Other tools are emerging in the form of apps such as Checky and Onward, which allow consumers to track their phone usage.
Has Rosen’s research allowed him to escape the clutches of digital compulsion?
“No. NO!,” he exclaims. “I know I’m using it upwards of four or five hours a day. I am equally culpable.”
Article after article about smartphone addiction offer similar advice on how to cut back: Don’t use your phone an hour before bed, don’t charge it in your bedroom, don’t check it first thing in the morning and delete social media apps.
Yes! All good advice that would totally work except they rely on self-control, which we have proved not to have in this domain.
“If you walk out your front door and throw a dart, any of us are addicts. The genie is out of the bottle,” says Rhind, the technology sales executive. “If everybody is an addict, no one will tell you it’s an addiction.
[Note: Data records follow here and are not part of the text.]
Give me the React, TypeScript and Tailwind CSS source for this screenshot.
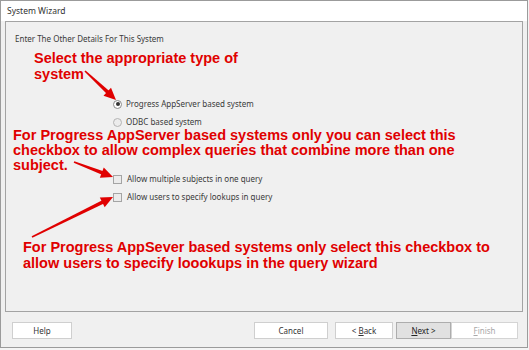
import React from "react";

const RED = "#e00000";

function Arrow({ x1, y1, x2, y2 }: { x1: number; y1: number; x2: number; y2: number }) {
  const dx = x2 - x1;
  const dy = y2 - y1;
  const len = Math.hypot(dx, dy);
  const ux = dx / len;
  const uy = dy / len;
  const nx = -uy;
  const ny = ux;
  const L = 12;
  const W = 5.5;
  const bx = x2 - ux * L;
  const by = y2 - uy * L;
  const shaft = [
    [x1 + nx * 0.8, y1 + ny * 0.8],
    [bx + ux + nx * 1.9, by + uy + ny * 1.9],
    [bx + ux - nx * 1.9, by + uy - ny * 1.9],
    [x1 - nx * 0.8, y1 - ny * 0.8],
  ];
  const head = [
    [x2, y2],
    [bx + nx * W, by + ny * W],
    [bx - nx * W, by - ny * W],
  ];
  const pts = (p: number[][]) => p.map((q) => q.join(",")).join(" ");
  return (
    <g fill={RED}>
      <polygon points={pts(shaft)} />
      <polygon points={pts(head)} />
    </g>
  );
}

function Radio({ checked, label }: { checked?: boolean; label: string }) {
  return (
    <div className="h-[12px] flex items-center gap-[4px]">
      <span
        className={
          checked
            ? "w-[9px] h-[9px] rounded-full border border-[#8a8a8a] bg-white flex items-center justify-center"
            : "w-[9px] h-[9px] rounded-full border border-[#b4b4b4] bg-[#ececec]"
        }
      >
        {checked && <span className="w-[4px] h-[4px] rounded-full bg-[#333]" />}
      </span>
      <span>{label}</span>
    </div>
  );
}

function Check({ label }: { label: string }) {
  return (
    <div className="h-[12px] flex items-center gap-[5px]">
      <span className="w-[9px] h-[9px] border border-[#a4a4a4] bg-[#ebebeb]" />
      <span>{label}</span>
    </div>
  );
}

function Btn({ w, cls, children }: { w: string; cls?: string; children: React.ReactNode }) {
  return (
    <div className={`${w} h-[17px] flex items-center justify-center border ${cls ?? "bg-white border-[#cfcfcf] text-[#333]"}`}>
      {children}
    </div>
  );
}

export default function App() {
  const red = "font-['Liberation_Sans',Arial,sans-serif] font-bold text-[14.5px] text-[#e00000]";
  return (
    <div className="relative w-[529px] h-[350px] bg-[#f4f4f4] font-['Noto_Sans',sans-serif] text-[8px] text-[#3a3a3a]">
      <div className="w-[528px] h-[348px] border border-[#9b9b9b] bg-[#f0f0f0] flex flex-col">
        <div className="h-[20px] bg-white flex items-center pl-[6px] text-[8.5px] text-[#333]">System Wizard</div>

        <div className="mx-[4px] h-[291px] border border-[#a3a3a3] flex flex-col">
          <div className="mt-[11px] ml-[9px] leading-[11px]">Enter The Other Details For This System</div>

          <p className={`mt-[6px] ml-[28px] leading-[16px] ${red}`}>
            Select the appropriate type of
            <br />
            system
          </p>

          <div className="mt-[16px] ml-[107px] flex flex-col gap-[6px]">
            <Radio checked label="Progress AppServer based system" />
            <Radio label="ODBC based system" />
          </div>

          <p className={`ml-[7px] leading-[15px] ${red}`}>
            For Progress AppServer based systems only you can select this
            <br />
            checkbox to allow complex queries that combine more than one
            <br />
            subject.
          </p>

          <div className="ml-[107px] flex flex-col gap-[6px]">
            <Check label="Allow multiple subjects in one query" />
            <Check label="Allow users to specify lookups in query" />
          </div>

          <p className={`mt-[36px] ml-[17px] leading-[16px] ${red}`}>
            For Progress AppSever based systems only select this checkbox to
            <br />
            allow users to specify loookups in the query wizard
          </p>
        </div>

        <div className="flex-1 flex items-start pt-[10px] pl-[11px] pr-[9px]">
          <Btn w="w-[60px]">Help</Btn>
          <div className="ml-auto flex">
            <Btn w="w-[74px]">Cancel</Btn>
            <Btn w="w-[58px] ml-[7px]">
              &lt;&nbsp;<span className="underline">B</span>ack
            </Btn>
            <Btn w="w-[55px] ml-[3px]" cls="bg-[#e1e1e1] border-[#adadad] text-[#222]">
              <span className="underline">N</span>ext &gt;
            </Btn>
            <Btn w="w-[67px]" cls="bg-white border-[#d4d4d4] text-[#a8a8a8]">
              <span className="underline">F</span>inish
            </Btn>
          </div>
        </div>
      </div>

      <svg className="absolute inset-0 pointer-events-none" width={529} height={350}>
        <Arrow x1={85} y1={71} x2={116} y2={100} />
        <Arrow x1={74} y1={162} x2={113} y2={177} />
        <Arrow x1={32} y1={237} x2={113} y2={197} />
      </svg>
    </div>
  );
}
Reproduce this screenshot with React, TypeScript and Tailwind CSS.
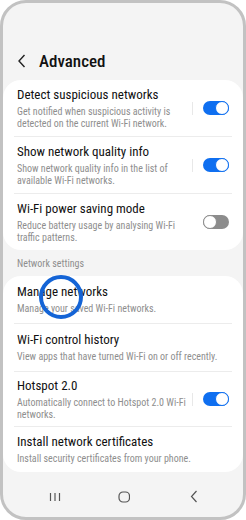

They’ll say ‘it’s a necessity in life.’ ”
That’s exactly what she says, when she turns off her teenagers’ phones using the app OurPact but continues to use her own, because “it’s for work.”
“I’m justifying myself,” she admits.
So are smartphones the cigarettes of our era? Are they an addiction we intuitively know is unhealthy — even without the confirmation of hard evidence — but continue because, well, everyone’s doing it?
Maya Oren thinks so. Oren generates digital marketing content for a living, and she’s grateful for the online connections her smartphone has wrought, even as she grapples with its hold on her attention.
So, she’s taking baby steps. She bought an old-school alarm clock and has tried, with mixed success, to wake up to that instead of her cellphone. And, when she’s walking around, she tries to keep her phone in her bag rather than in the palm of her hand. Baby steps — but it’s a start.
“I hope as a society we would take this collective breath,” she says. “Take a step back and use our phones more as the utility they were meant to be — rather than as this appendage of our bodies.”